Q: How do I handle seasonal forecasting?
A: Seasonal forecasts (months ahead) are inherently uncertain. The best approach is to use a multi-model ensemble (e.g., North American Multi-Model Ensemble, NMME) and focus on probabilities rather than point forecasts. For business decisions, use seasonal forecasts to inform scenario planning, not to make single-point bets. Always pair seasonal outlooks with real-time monitoring to adjust as the season unfolds.
Recommendation Recap: What to Do Next
If you take away only a few things from this guide, here are the specific next moves we recommend for any professional integrating meteorological data.

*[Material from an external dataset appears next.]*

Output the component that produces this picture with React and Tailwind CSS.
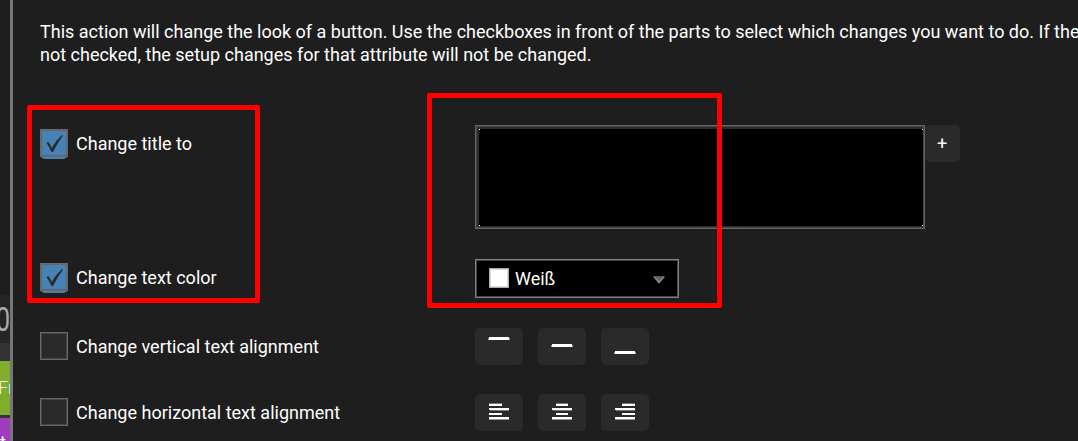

- Map your requirements now, before you need them. Document your acceptable latency, resolution, historical depth, and budget. This takes a morning and will save you weeks of rushed evaluation later.
- Start with open data for prototyping. Even if you plan to buy commercial data, begin with GFS or ERA5 to test your pipeline and decision model. You'll learn what resolution and variables actually matter to your outcomes without spending a dime.
- Benchmark at least two data sources side by side. Run a two-week trial where you simultaneously pull data from an open source and a commercial API. Compare their performance against observations in your region. Let the data, not the marketing, drive your decision.
- Build a modular pipeline that can swap data sources. Use a common interface (e.g., xarray with a standard schema) so you can change providers or add ensemble members without rewriting your entire codebase. This is your insurance against vendor lock-in and data source changes.
- Plan for ongoing validation and model maintenance. Set aside 10–20% of your data budget for monitoring and updates. Weather patterns shift, models improve, and your business needs evolve. Treat your weather data system as a product, not a project.
Meteorological data is more accessible than ever, but turning it into a competitive advantage requires discipline. By choosing your data source deliberately, validating it rigorously, and building a pipeline that can adapt, you can unlock insights that give you a real edge—without falling into the traps that trip up less careful teams.